Under the Pilot, consumers’ barrier to entry complaints are addressed by employing the use of EVSE that sends usage data to the utility via the customer’s home wireless network, removing the need for an additional meter. Because EVSE transmits customer data through a wireless connection, customers may be wary of data privacy issues. In an attempt to remedy these concerns, the Commission requires that Xcel immediately notify customers of any unauthorized access to data obtained through this Pilot.

As an additional attempt to make the Pilot more accessible, Customers now have the option to pay for the EVSE over a period of time which also reduces initial costs. participants may elect to pay for EVSE through either a monthly customer charge included in a “bundled service” rate option, or under a “prepay” option. Under the “bundled service” option the monthly customer charge will be no higher than $19 and the “prepay” monthly customer charge no higher than $8. Xcel also negotiated with several vendors to supply and install EVSE to further ease the cost of entry. Lastly, like Xcel’s existing EV tariff, the Pilot offers a lower per-kilowatt-hour (“kWh”) rate during off peak hours.

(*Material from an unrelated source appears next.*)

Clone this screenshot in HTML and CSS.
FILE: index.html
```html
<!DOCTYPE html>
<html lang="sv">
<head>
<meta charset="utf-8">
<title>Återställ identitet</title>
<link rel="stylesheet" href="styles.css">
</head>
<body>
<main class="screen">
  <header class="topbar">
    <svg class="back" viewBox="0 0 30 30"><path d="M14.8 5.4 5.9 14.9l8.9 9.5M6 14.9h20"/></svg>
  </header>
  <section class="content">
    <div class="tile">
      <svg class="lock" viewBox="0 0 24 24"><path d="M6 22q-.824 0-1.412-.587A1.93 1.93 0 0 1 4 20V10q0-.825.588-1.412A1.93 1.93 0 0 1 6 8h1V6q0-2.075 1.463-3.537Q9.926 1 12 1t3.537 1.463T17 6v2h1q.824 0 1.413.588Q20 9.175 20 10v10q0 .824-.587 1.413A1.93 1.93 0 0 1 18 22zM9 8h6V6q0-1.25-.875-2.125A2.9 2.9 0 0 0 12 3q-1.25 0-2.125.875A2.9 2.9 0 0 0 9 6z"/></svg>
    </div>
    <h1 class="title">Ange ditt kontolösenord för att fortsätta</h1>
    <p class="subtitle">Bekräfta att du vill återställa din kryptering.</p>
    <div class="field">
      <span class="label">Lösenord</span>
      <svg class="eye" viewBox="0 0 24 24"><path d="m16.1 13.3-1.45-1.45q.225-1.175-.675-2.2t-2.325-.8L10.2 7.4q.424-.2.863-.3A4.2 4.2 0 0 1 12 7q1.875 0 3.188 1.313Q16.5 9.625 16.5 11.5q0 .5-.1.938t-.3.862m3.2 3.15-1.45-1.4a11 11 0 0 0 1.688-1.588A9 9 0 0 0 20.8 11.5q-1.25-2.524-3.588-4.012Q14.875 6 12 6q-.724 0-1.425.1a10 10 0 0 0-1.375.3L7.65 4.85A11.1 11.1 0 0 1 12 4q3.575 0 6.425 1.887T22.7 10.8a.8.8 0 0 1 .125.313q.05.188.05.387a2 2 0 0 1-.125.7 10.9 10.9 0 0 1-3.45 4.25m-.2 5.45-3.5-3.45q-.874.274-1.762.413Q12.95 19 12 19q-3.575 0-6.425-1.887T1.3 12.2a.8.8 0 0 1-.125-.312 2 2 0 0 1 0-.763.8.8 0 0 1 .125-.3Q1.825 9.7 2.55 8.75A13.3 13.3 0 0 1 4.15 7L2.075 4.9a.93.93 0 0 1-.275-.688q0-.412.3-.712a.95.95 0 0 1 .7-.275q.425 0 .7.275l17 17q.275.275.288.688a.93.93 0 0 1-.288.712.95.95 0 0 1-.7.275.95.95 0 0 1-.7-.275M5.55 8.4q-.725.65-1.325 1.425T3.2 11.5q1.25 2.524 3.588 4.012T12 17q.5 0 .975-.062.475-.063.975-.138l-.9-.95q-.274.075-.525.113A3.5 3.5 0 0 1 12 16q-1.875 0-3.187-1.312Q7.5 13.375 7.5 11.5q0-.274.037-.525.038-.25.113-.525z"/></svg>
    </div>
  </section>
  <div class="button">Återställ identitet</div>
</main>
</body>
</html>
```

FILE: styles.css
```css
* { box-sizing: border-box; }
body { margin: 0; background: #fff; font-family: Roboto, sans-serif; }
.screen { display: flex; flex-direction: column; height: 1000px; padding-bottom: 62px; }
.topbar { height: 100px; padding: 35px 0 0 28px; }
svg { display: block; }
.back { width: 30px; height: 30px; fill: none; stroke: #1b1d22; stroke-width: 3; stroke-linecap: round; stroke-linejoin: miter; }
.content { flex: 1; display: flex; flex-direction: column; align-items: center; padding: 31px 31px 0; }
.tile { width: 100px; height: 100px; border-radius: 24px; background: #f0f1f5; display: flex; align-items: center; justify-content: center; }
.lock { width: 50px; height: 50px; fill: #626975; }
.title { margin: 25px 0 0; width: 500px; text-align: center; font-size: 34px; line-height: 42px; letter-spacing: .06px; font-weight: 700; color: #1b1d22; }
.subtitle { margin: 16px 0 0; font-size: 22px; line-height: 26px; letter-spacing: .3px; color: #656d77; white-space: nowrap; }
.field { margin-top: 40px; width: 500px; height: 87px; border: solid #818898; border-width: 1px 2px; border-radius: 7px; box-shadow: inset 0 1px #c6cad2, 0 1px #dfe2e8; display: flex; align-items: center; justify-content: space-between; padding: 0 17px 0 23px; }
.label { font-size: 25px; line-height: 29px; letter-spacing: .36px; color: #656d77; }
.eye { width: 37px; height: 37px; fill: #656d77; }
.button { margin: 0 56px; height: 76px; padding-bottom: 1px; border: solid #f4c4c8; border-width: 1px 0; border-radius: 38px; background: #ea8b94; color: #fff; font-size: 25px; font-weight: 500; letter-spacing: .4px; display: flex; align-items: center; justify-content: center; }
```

As for accounting treatment, Xcel requested and received Commission approval for it to own all EVSE during the term of the pilot program, to capitalize the EVSE costs as distribution plant, and to earn a return upon the capitalized amounts. Xcel also received approval for recovering a carrying charge on the unpaid balance of the EVSE purchase price in the case of bundled service. These costs, as well as the costs of customer-outreach initiatives, will be recovered in the communications-cost tracker account under Xcel’s existing EV tariff.

Xcel will submit compliance filings by June 1, 2019, providing the Commission with data related to the Pilot. In other words, more to come.  But not just in this docket.

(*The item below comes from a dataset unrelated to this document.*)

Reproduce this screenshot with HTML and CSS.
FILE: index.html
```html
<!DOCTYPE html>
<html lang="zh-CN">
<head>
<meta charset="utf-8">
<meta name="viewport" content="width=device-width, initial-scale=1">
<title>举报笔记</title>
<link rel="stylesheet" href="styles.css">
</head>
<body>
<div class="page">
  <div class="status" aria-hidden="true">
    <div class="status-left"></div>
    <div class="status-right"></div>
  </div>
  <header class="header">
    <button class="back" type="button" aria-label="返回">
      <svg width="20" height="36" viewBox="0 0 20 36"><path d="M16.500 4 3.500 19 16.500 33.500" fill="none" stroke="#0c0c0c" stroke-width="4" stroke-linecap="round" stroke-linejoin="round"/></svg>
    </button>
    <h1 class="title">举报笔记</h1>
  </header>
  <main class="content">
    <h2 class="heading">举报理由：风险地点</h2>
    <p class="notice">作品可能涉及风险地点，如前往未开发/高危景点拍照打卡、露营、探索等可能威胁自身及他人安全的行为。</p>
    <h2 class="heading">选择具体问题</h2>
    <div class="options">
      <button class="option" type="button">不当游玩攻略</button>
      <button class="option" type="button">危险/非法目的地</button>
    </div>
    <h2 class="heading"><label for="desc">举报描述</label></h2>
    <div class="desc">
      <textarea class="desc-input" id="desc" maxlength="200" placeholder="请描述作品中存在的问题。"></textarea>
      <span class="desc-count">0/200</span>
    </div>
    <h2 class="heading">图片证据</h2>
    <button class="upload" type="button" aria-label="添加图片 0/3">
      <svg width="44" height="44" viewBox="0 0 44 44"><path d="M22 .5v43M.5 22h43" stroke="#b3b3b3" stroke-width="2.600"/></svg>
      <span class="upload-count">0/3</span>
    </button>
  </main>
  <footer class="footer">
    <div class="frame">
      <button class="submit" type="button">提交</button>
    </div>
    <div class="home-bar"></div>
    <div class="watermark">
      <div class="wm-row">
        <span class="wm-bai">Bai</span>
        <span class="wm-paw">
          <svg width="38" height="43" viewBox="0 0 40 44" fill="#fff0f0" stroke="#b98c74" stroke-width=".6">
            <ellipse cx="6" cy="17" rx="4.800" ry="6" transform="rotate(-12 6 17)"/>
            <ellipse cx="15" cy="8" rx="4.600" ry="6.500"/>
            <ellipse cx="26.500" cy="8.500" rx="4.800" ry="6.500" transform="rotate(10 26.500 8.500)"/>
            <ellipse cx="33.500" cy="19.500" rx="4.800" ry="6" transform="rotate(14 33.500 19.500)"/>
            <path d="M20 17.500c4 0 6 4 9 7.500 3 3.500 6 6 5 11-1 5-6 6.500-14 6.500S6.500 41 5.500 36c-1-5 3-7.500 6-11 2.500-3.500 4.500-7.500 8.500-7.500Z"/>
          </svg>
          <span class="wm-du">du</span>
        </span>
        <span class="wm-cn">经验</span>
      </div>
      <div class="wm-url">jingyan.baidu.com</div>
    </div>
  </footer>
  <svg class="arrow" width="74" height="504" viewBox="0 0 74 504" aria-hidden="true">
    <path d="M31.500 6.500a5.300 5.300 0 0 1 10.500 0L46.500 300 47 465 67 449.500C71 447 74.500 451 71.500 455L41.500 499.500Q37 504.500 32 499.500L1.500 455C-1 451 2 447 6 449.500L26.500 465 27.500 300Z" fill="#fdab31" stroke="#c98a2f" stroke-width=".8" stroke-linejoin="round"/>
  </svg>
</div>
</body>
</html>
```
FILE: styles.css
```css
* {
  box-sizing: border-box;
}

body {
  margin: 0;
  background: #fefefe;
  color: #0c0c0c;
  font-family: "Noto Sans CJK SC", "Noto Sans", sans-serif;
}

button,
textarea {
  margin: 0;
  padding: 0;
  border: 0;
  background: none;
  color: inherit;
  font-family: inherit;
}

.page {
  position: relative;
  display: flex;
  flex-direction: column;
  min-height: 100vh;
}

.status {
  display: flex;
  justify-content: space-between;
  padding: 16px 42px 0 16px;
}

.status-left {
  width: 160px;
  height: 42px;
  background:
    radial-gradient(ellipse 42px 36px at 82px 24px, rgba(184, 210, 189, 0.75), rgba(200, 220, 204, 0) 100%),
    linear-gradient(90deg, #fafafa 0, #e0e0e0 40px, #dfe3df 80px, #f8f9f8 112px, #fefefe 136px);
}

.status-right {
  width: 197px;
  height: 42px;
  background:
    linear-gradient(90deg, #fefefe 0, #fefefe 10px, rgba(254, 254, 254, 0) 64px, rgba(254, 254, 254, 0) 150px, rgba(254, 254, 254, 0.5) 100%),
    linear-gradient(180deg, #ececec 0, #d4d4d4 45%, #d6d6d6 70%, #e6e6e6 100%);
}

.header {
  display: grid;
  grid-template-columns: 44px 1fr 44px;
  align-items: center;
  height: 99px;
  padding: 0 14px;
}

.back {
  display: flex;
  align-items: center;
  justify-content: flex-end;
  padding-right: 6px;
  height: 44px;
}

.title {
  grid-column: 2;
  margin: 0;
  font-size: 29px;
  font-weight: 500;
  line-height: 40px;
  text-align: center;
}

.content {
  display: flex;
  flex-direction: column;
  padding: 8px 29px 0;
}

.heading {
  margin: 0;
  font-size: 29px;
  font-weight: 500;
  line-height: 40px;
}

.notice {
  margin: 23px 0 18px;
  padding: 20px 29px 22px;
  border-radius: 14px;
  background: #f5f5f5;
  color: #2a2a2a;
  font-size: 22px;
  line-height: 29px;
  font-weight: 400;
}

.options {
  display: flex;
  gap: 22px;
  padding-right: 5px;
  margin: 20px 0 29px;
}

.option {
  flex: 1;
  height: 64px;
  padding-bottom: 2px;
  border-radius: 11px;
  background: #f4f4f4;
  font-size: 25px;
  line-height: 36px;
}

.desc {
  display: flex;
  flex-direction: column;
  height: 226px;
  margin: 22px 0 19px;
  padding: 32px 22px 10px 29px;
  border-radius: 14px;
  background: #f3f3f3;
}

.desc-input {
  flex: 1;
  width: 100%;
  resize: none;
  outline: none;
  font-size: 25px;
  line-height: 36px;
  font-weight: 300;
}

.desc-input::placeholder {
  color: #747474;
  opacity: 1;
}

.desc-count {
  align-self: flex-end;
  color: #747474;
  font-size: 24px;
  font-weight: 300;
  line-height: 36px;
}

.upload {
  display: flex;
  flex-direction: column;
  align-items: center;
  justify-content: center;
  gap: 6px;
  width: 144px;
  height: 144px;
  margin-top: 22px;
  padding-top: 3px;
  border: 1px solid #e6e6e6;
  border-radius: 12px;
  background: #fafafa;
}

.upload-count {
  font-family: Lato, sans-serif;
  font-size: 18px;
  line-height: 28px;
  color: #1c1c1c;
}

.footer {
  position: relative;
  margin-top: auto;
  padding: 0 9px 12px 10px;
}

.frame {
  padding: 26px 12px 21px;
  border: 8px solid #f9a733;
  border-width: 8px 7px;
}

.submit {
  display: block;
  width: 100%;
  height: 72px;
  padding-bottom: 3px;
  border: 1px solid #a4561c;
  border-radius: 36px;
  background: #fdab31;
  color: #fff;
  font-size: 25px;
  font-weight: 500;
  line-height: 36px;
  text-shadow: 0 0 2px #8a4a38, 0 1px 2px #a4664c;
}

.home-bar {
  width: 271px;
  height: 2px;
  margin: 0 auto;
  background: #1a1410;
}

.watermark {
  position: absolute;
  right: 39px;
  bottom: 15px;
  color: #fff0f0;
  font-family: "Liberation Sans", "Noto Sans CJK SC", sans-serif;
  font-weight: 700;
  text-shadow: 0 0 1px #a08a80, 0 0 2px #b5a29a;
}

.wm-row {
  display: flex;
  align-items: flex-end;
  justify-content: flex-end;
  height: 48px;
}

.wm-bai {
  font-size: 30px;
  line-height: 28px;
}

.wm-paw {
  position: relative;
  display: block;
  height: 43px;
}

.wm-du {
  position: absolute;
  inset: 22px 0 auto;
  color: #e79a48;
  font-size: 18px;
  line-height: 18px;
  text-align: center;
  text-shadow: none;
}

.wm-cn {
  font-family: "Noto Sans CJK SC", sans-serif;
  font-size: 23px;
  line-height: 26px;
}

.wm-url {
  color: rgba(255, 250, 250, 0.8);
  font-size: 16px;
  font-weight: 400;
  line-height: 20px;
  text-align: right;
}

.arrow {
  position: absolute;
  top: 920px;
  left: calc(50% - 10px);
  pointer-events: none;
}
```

Also issued by the Commission on May 9 was a Notice of Comment Period in Commission Docket No. CI-17-879, which is the miscellaneous docket where the Commission seeks to gain more understanding of: (1) the possible impacts of EVs on the electric system, utilities, and utility customers, including the potential electric system benefits; (2) the degree to which utilities and utility regulatory policy can impact the extent and pace of EV penetration in Minnesota; and (3) possible EV tariff options to facilitate wider availability of EV charging infrastructure. The Commission’s Notice of Comment Period may be accessed here.

Arbitration Clauses in Solar Contracts

This month, a panel of the New Jersey Superior Court, Appellate Division, ruled that a proposed class action brought by customers of a solar energy company was subject to arbitration. The case, Brian and Ananis Griffoul v. NRG Residential Solar Solutions, LLC, Dkt. No. A-5536-16T1, alleged fraudulent marketing under the New Jersey Consumer Fraud Act as well as violations of the state’s Truth-In-Consumer Contract Warranty and Notice Act.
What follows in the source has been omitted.